In “The Work of Art in the Age of Mechanical Reproduction” Walter Benjamin develops the notion of “unconscious optics”. He suggests that the film camera captures and presents a space that is not consciously explored by individuals but is instead unconsciously penetrated.

“The act of reaching for a lighter or a spoon is familiar routine, yet we hardly know what really goes on between hand and metal, not to mention how this fluctuates with our moods”.

This example supports Benjamin’s claim that one of the unique qualities of the photographic image (including cinema) is to make us conscious of optical dimensions of life that were previously outside the realms of our daily awareness. Photo-based images use shot values and camera movements to portray the optical unconscious and associate it with certain moods.

I won’t digress too much on this point, but I think it is important to notice how advertising since the second half of the 20th century has used film and photography to map uncharted territories of society’s unconscious optics to sell all sorts of commodities by associating them with feelings of desire and the cultivation of aspirational lifestyles.
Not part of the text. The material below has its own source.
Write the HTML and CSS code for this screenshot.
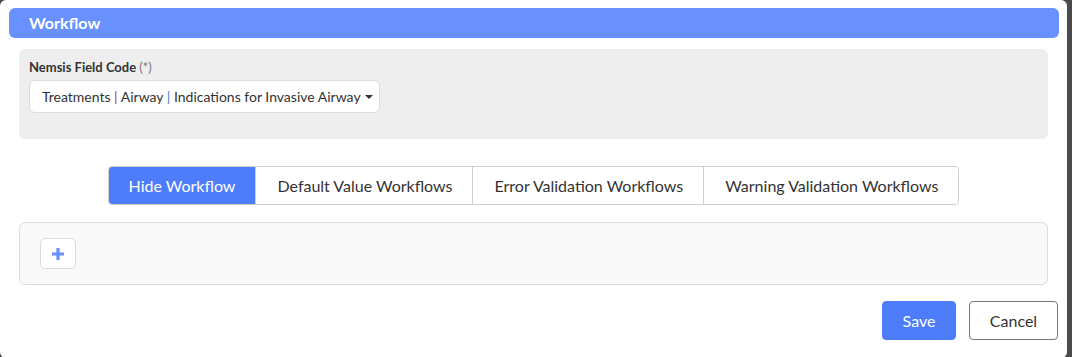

But again, this is a slightly different topic. However, I am keeping it on the record, as it can give us some perspective when it comes to seeing the relevance of the concepts I am trying to elaborate on.

2. The logosphere and LLMs

The concept of “logosphere” coined by the Russian philosopher Mikhail Bakhtin refers to the vast network of information that connects people through words. The logosphere, just like the noosphere or the biosphere, is a fundamental aspect of human existence and it has become increasingly important after the digital revolution, as we are including more and more actors –like computers and databases– in our network of language-based knowledge, sympathies and emotions.

The logosphere is a concept that is new to me, but it inevitably makes me wonder about its relation to Large Language Models (LLMs) and their capacity to transform digital flows of data into units of meaning, or semantic prints, as they are also called. Let me sketch a bit more on this hypothesis.

Human history officially starts with the documentation of human culture through books and art. Not all, but a huge amount of these documents have been digitized and used to feed the LLMs that power AI tools such as Chat GPT or Midjourney, to mention just a couple. LLMs accumulate multimodal knowledge, made from documents that contain observations of reality, theories, speculations and fantasies. Through a training process, they establish dynamic relationships between each of these components, producing as a result a vast network of information that reflects different aspects of humanity. In this sense, LLMs are simulations of the logosphere and as such, they could help us bring into consciousness aspects of life we may be unaware of.

3. Sculpting in the logosphere

While cinema is a medium that made society aware of the existence of an “optical unconscious”, art created using LLMs can provide us with optical representations of that uncharted territory where physical culture meets our data culture, namely the logosphere.

With that on the horizon, what is the unique artistic potential of producing images from LLMs? Speaking from the tradition of cinema and photography, I cannot stop but think of Andrey Tarkovsky’s book of essays “Sculpting in Time”. The title refers to cinema’s uniqueness as an art form. Films capture reality, but more specifically what’s unique to the art is its ability to produce one kind of image that no other medium could capture before: images of times.

In Tarkowsky’s words:

“One cannot conceive of a cinematic work with no sense of time passing through the shot, but one can easily imagine a film with no actors, music, decor or even editing”.

And just as cinema cannot avoid dealing with time, images generated from LLM’s always capture a piece of that abstract space where human culture meets data and, through mysterious ways, transform into visual sculptures that resonate with our senses and emotions, as they are made from uncharted fragments, unconscious to us, of that human dimension known as the logosphere.